Her own music is a mix of the jazz she studied and traditional Arabic rhythms and melodies from her heritage. She was born in London to a British ballerina mother and Bahraini engineer father, with the family moving to Bahrain soon afterwards. When she was nine, Ahmed and her sisters returned to London with their mother. Her maternal grandfather, Terry Brown, was a jazz trumpeter and record producer in the 50s, and when Ahmed was given the choice of taking up an instrument at her new school, she chose the trumpet, “mainly because of my granddad. And it looked fun, it sounded great.” Her mother’s taste in music – jazz giants such as Dizzy Gillespie and Tubby Hayes, as well as reggae and classical music – was an influential soundtrack to her childhood.

Following a masters degree at Guildhall School of Music & Drama, having already had lessons with renowned jazz tutor Nick Smart, Ahmed started to compose for the quintet she had put together. “I definitely wanted to create music that was personal to me,” she says. “I think I was interested in telling my story but not knowing how to do that.” She was inspired by the 1992 album Blue Camel by experimental Lebanese oud player Rabih Abou-Khalil. “I found it because it featured my favourite trumpet player of all time, Kenny Wheeler,” says Ahmed. “I was really intrigued by it because it was a mixture of Arabic and jazz music. I found it incredibly inspiring and I never thought I could mix the two different styles together. That spurred my creativity and imagination to mix my heritage together, musically, to reflect my cultural background.” Traditional music had been part of her Bahraini childhood, “but I don’t think I thought about it much until I discovered this album,” she says. She went back to listen to traditional Arabic music, as well as pop songs coming out of the gulf states. “In Arabic music, there are quite a lot of rules to follow but there’s also a lot of improvisation. Obviously with jazz there is room to express yourself, so I think they blend really well together, not just on a musical level but in an emotional way.”

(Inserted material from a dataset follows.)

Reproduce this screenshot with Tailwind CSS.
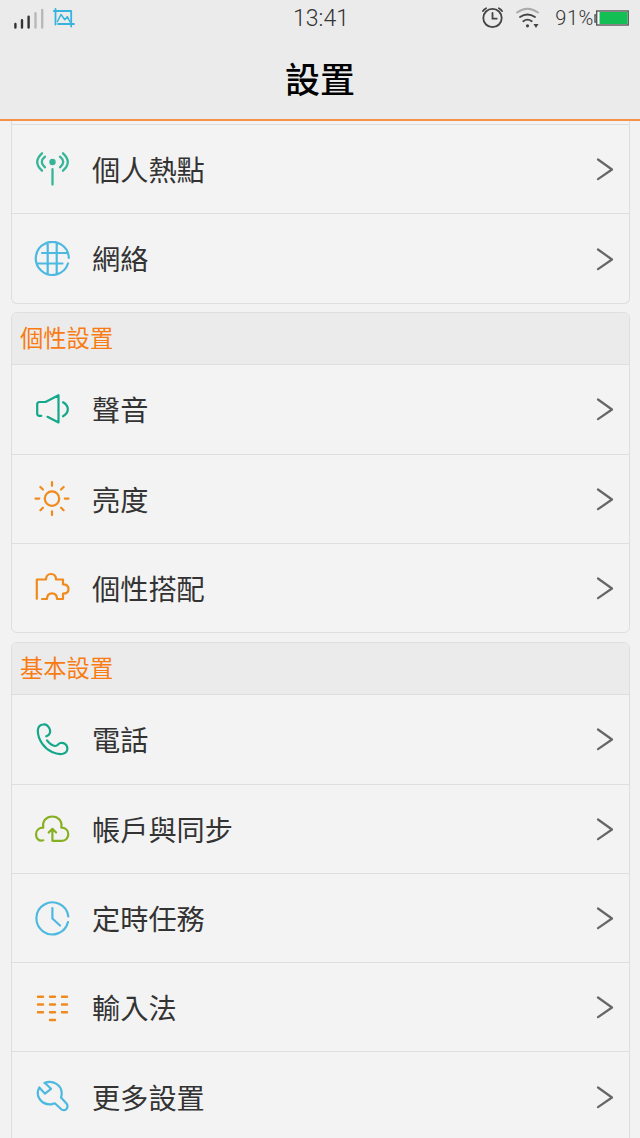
<!DOCTYPE html>
<html lang="zh-Hant">
<head>
    <meta charset="utf-8">
    <title>設置</title>
    <script src="https://cdn.jsdelivr.net/npm/@tailwindcss/browser@4"></script>
</head>
<body class="bg-[#f2f2f2] font-['Noto_Sans_CJK_TC',sans-serif] text-[#333]">
<div class="flex flex-col h-[1138px] overflow-hidden">
    <!-- Header -->
    <header class="shrink-0 h-[121px] bg-[#ebebeb] border-b-2 border-[#f5924a]">
        <div class="grid grid-cols-3 h-9 items-center pl-[13px] pr-[11px] font-['Roboto',sans-serif]">
            <div class="flex items-center gap-[10px]">
                <svg class="w-[31px] h-[22px]" viewBox="0 0 31 22" fill="none" stroke="#333" stroke-width="2.4" stroke-linecap="round">
                    <path d="M2.4 17v3.5M9 13.3V20.5M15.6 9.8V20.5"></path>
                    <path d="M22.5 6.2V20.5M29.2 3V20.5" stroke="#b8b8b8"></path>
                </svg>
                <svg class="w-[22px] h-[22px] -ml-px" viewBox="0 0 22 22" fill="none" stroke="#36b4de" stroke-width="1.8" stroke-linecap="round" stroke-linejoin="round">
                    <path d="M0.8 4h17.4v15.5M2.5 2v15.5M5 17H21"></path>
                    <path d="M4.5 14.5l3.5-7 3.8 5.2 2.5-3 2.8 5.3" stroke-width="1.5"></path>
                </svg>
            </div>
            <div class="text-center text-[23px] leading-none font-light">13:41</div>
            <div class="flex items-center justify-end">
                <svg class="w-6 h-6 mr-3" viewBox="0 0 24 24" fill="none" stroke="#444" stroke-width="1.8" stroke-linecap="round">
                    <circle cx="12.5" cy="12" r="9.2"></circle>
                    <path d="M12.5 7v5.7h4.2"></path>
                    <path d="M2.8 5.2q1.3-2 3.4-3M22.2 5.2q-1.3-2-3.4-3" stroke-width="1.6"></path>
                </svg>
                <svg class="w-6 h-6 mr-[15px]" viewBox="0 0 24 24" fill="none" stroke="#444" stroke-width="1.8" stroke-linecap="round">
                    <path d="M1 6.5q10.5-7.5 21 0" stroke="#aaa"></path>
                    <path d="M4 11q7.5-5 15 0M7.3 15.3q4.2-3.2 8.4 0"></path>
                    <circle cx="11.5" cy="19.8" r="1.6" fill="#444" stroke="none"></circle>
                    <path d="M17.5 18h5l-2.5 4z" fill="#444" stroke="none"></path>
                </svg>
                <span class="text-[20px] leading-none font-light tracking-[0.6px]">91%</span>
                <svg class="w-[35px] h-4 -mt-px" viewBox="0 0 35 16" fill="none">
                    <path d="M2.5 5H1v7h1.5" stroke="#555" stroke-width="1.4"></path>
                    <rect x="2.7" y="1" width="31.5" height="14" fill="#fff" stroke="#555" stroke-width="1.4"></rect>
                    <path d="M5.5 2h28v12h-28z" fill="#13bf55"></path>
                </svg>
            </div>
        </div>
        <h1 class="h-[83px] flex items-center justify-center text-[35px] leading-none font-medium text-black">設置</h1>
    </header>

    <!-- Settings list -->
    <main class="flex-1 flex flex-col gap-[9px] pl-[11px] pr-[10px]">
        <section class="shrink-0 border border-t-0 border-[#dedede] rounded-b-md bg-[#f3f3f3]">
            <div class="h-1 border-b border-[#dedede]"></div>
            <div class="flex items-center h-[89.3px] pl-[22px] pr-[15px] border-b border-[#dedede]">
                <svg class="w-9 h-9" viewBox="0 0 36 36" fill="none" stroke="#35b597" stroke-width="2.3" stroke-linecap="round">
                    <circle cx="18.5" cy="11" r="3.2" fill="#35b597" stroke="none"></circle>
                    <path d="M18.5 18.2v15.3M11 5.7q-6.4 5.3 0 10.6M8 2.3Q-1.6 11 8 19.7M26 5.7q6.4 5.3 0 10.6M29 2.3Q38.6 11 29 19.7"></path>
                </svg>
                <span class="ml-[22px] flex-1 text-[28.2px] leading-none">個人熱點</span>
                <svg class="w-[18px] h-6" viewBox="0 0 18 24" fill="none" stroke="#666" stroke-width="2.2" stroke-linecap="round" stroke-linejoin="round"><path d="M2 2.5l14 10-14 9.7"></path></svg>
            </div>
            <div class="flex items-center h-[88.6px] pl-[22px] pr-[15px]">
                <svg class="w-9 h-9" viewBox="0 0 36 36" fill="none" stroke="#4db9e0" stroke-width="2.2" stroke-linecap="round">
                    <path d="M34.8 17A16.5 16.5 0 1 0 34 22.5M13.7 1.7v31M22.7 1.7v31M8 12h25M3 22.5h25.5"></path>
                </svg>
                <span class="ml-[22px] flex-1 text-[28.2px] leading-none">網絡</span>
                <svg class="w-[18px] h-6" viewBox="0 0 18 24" fill="none" stroke="#666" stroke-width="2.2" stroke-linecap="round" stroke-linejoin="round"><path d="M2 2.5l14 10-14 9.7"></path></svg>
            </div>
        </section>

        <section class="shrink-0 -mt-[0.6px] border border-[#dedede] rounded-md bg-[#f3f3f3]">
            <h2 class="flex items-center h-[52px] pl-2 pb-[3px] rounded-t-md bg-[#ebebeb] border-b border-[#dedede] text-[23.3px] leading-none text-[#f97c13]">個性設置</h2>
            <div class="flex items-center h-[89.3px] pl-[22px] pr-[15px] border-b border-[#dedede]">
                <svg class="w-9 h-9" viewBox="0 0 36 36" fill="none" stroke="#14a78a" stroke-width="2.2" stroke-linecap="round" stroke-linejoin="round">
                    <path d="M7.3 24.8H5.5Q3.2 24.8 3.2 22.5V13.5Q3.2 11 5.5 11H11.5L24.5 4.2V31.5L13.5 25.8M29 11.3Q33.8 14 33.8 18.2T29 25.3"></path>
                </svg>
                <span class="ml-[22px] flex-1 text-[28.2px] leading-none">聲音</span>
                <svg class="w-[18px] h-6" viewBox="0 0 18 24" fill="none" stroke="#666" stroke-width="2.2" stroke-linecap="round" stroke-linejoin="round"><path d="M2 2.5l14 10-14 9.7"></path></svg>
            </div>
            <div class="flex items-center h-[89.3px] pl-[22px] pr-[15px] border-b border-[#dedede]">
                <svg class="w-9 h-9" viewBox="0 0 36 36" fill="none" stroke="#f08a1c" stroke-width="2.2" stroke-linecap="round">
                    <circle cx="18" cy="17.6" r="7.2"></circle>
                    <path d="M18 1.1v3.7M18 30.3v3.8M1.5 17.6h3.7M30.8 17.6h3.7M6.4 6l2.5 2.5M27.1 26.7l2.5 2.5M29.6 6l-2.5 2.5M8.9 26.7l-2.5 2.5"></path>
                </svg>
                <span class="ml-[22px] flex-1 text-[28.2px] leading-none">亮度</span>
                <svg class="w-[18px] h-6" viewBox="0 0 18 24" fill="none" stroke="#666" stroke-width="2.2" stroke-linecap="round" stroke-linejoin="round"><path d="M2 2.5l14 10-14 9.7"></path></svg>
            </div>
            <div class="flex items-center h-[88.4px] pl-[22px] pr-[15px]">
                <svg class="w-9 h-9" viewBox="0 0 36 36" fill="none" stroke="#f08a1c" stroke-width="2.2" stroke-linecap="round" stroke-linejoin="round">
                    <path d="M2.8 28.8V9.5H12C12 6 14 4 17 4S22 6 22 9.5H29V14.3C32.5 14.3 34.5 16.3 34.5 19S32.5 23.7 29 23.7V29H23C23 25.5 21 23.3 18 23.3S13 25.5 13 29H8"></path>
                </svg>
                <span class="ml-[22px] flex-1 text-[28.2px] leading-none">個性搭配</span>
                <svg class="w-[18px] h-6" viewBox="0 0 18 24" fill="none" stroke="#666" stroke-width="2.2" stroke-linecap="round" stroke-linejoin="round"><path d="M2 2.5l14 10-14 9.7"></path></svg>
            </div>
        </section>

        <section class="shrink-0 border border-[#dedede] rounded-t-md bg-[#f3f3f3]">
            <h2 class="flex items-center h-[52px] pl-2 pb-[3px] rounded-t-md bg-[#ebebeb] border-b border-[#dedede] text-[23.3px] leading-none text-[#f97c13]">基本設置</h2>
            <div class="flex items-center h-[89.3px] pl-[22px] pr-[15px] border-b border-[#dedede]">
                <svg class="w-9 h-9" viewBox="0 0 36 36" fill="none" stroke="#14a78a" stroke-width="2.2" stroke-linecap="round" stroke-linejoin="round">
                    <path d="M12.3 15.3C16 14 17 10.5 15.5 7.5C14 4.5 11.5 3 9 3.5C5.5 4 3.8 6.500 3.8 10C4 19 10.5 27.5 18 31C22 32.8 26 33.5 29 32.7C32 32 33.7 29.5 33.3 26.5C32.8 23 29.5 21.5 26.5 22C24.5 22.3 23.5 25 21.5 25C18.5 24.5 15 22 13 19.3"></path>
                </svg>
                <span class="ml-[22px] flex-1 text-[28.2px] leading-none">電話</span>
                <svg class="w-[18px] h-6" viewBox="0 0 18 24" fill="none" stroke="#666" stroke-width="2.2" stroke-linecap="round" stroke-linejoin="round"><path d="M2 2.5l14 10-14 9.7"></path></svg>
            </div>
            <div class="flex items-center h-[89.3px] pl-[22px] pr-[15px] border-b border-[#dedede]">
                <svg class="w-9 h-9" viewBox="0 0 36 36" fill="none" stroke="#86b022" stroke-width="2.2" stroke-linecap="round" stroke-linejoin="round">
                    <path d="M9.3 29.3C5 30.7 2 27.5 2 23.5C2 19.5 5 16.7 9.3 16.7C8 10 12.5 5.5 18.3 5.5S28.5 10 27.3 16.7C31.5 16.7 34.3 19.5 34.3 23.3S31.5 29.8 28 29.8H18.4V18M14.7 21.5L18.4 17.8L22.1 21.5"></path>
                </svg>
                <span class="ml-[22px] flex-1 text-[28.2px] leading-none">帳戶與同步</span>
                <svg class="w-[18px] h-6" viewBox="0 0 18 24" fill="none" stroke="#666" stroke-width="2.2" stroke-linecap="round" stroke-linejoin="round"><path d="M2 2.5l14 10-14 9.7"></path></svg>
            </div>
            <div class="flex items-center h-[89.3px] pl-[22px] pr-[15px] border-b border-[#dedede]">
                <svg class="w-9 h-9" viewBox="0 0 36 36" fill="none" stroke="#4db9e0" stroke-width="2.2" stroke-linecap="round" stroke-linejoin="round">
                    <path d="M34.3 16.5A16 16 0 1 0 34 22M18.4 8v10.5l7.6 7"></path>
                </svg>
                <span class="ml-[22px] flex-1 text-[28.2px] leading-none">定時任務</span>
                <svg class="w-[18px] h-6" viewBox="0 0 18 24" fill="none" stroke="#666" stroke-width="2.2" stroke-linecap="round" stroke-linejoin="round"><path d="M2 2.5l14 10-14 9.7"></path></svg>
            </div>
            <div class="flex items-center h-[89.3px] pl-[22px] pr-[15px] border-b border-[#dedede]">
                <svg class="w-9 h-9" viewBox="0 0 36 36" fill="none" stroke="#f08a1c" stroke-width="2.4" stroke-linecap="round">
                    <path d="M4 7.8h5M16 7.8h5M28 7.8h5M4 15.5h5M16 15.5h5M28 15.5h5M4 23.3h5M16 23.3h5M28 23.3h5M16 31h5"></path>
                </svg>
                <span class="ml-[22px] flex-1 text-[28.2px] leading-none">輸入法</span>
                <svg class="w-[18px] h-6" viewBox="0 0 18 24" fill="none" stroke="#666" stroke-width="2.2" stroke-linecap="round" stroke-linejoin="round"><path d="M2 2.5l14 10-14 9.7"></path></svg>
            </div>
            <div class="flex items-center h-[89.3px] pl-[22px] pr-[15px] border-b border-[#dedede]">
                <svg class="w-9 h-9" viewBox="0 0 36 36" fill="none" stroke="#4db9e0" stroke-width="2.2" stroke-linecap="round" stroke-linejoin="round">
                    <path d="M10.5 4C19 .5 28 6.5 27.7 14.5Q27.7 16.5 27 18.5L32.5 24.5C35.3 28.5 31.3 33 27.3 30.3L20.8 24.3Q19 25 17 25.3C8 26 .5 17.5 5.3 8.5L11 14.7L17 9.8L12 5"></path>
                </svg>
                <span class="ml-[22px] flex-1 text-[28.2px] leading-none">更多設置</span>
                <svg class="w-[18px] h-6" viewBox="0 0 18 24" fill="none" stroke="#666" stroke-width="2.2" stroke-linecap="round" stroke-linejoin="round"><path d="M2 2.5l14 10-14 9.7"></path></svg>
            </div>
        </section>
    </main>
</div>
</body>
</html>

Her work has attracted the attention of other musicians. She has worked with Joan As Police Woman, Radiohead and These New Puritans – the latter gave her a lesson in how to use a Kaoss Pad, the audio manipulator, and she says working with Radiohead “was very inspiring and opened up my eyes and ears to using technology in live performance, and using the studio as a compositional tool, manipulating pre-recorded sounds.” An EP of her tracks is about to be released, comprising remixes of her compositions. Next year will see a recording of a suite she created for the Southbank’s Women of the World festival, with six movements inspired by some of Ahmed’s heroes: Malala Yousafzai, Rosa Parks, the suffragettes, the Saudi film-maker Haifaa al-Mansour, civil rights activist Ruby Bridges and saxophonist Barbara Thompson. There are 13 musicians playing on the album already, she says with a laugh, and the number keeps growing.

“I do feel that the makeup of jazz is changing,” she says, on the number of women making waves in the genre. She remembers as a student being intimidated by the older male musicians, but also by the younger ones, she says, who tended “to be quite competitive and very up for who can play the highest, the loudest, the fastest. In my experience, I feel that a lot of women are more interested in collaborating and making music together rather than showing off.” There has been strength in growing numbers, as well as support from organisations such as Tomorrow’s Warriors and the PRS Foundation’s Women Make Music programme. “It is changing people’s perceptions of what a female jazz musician is and what they do,” she says.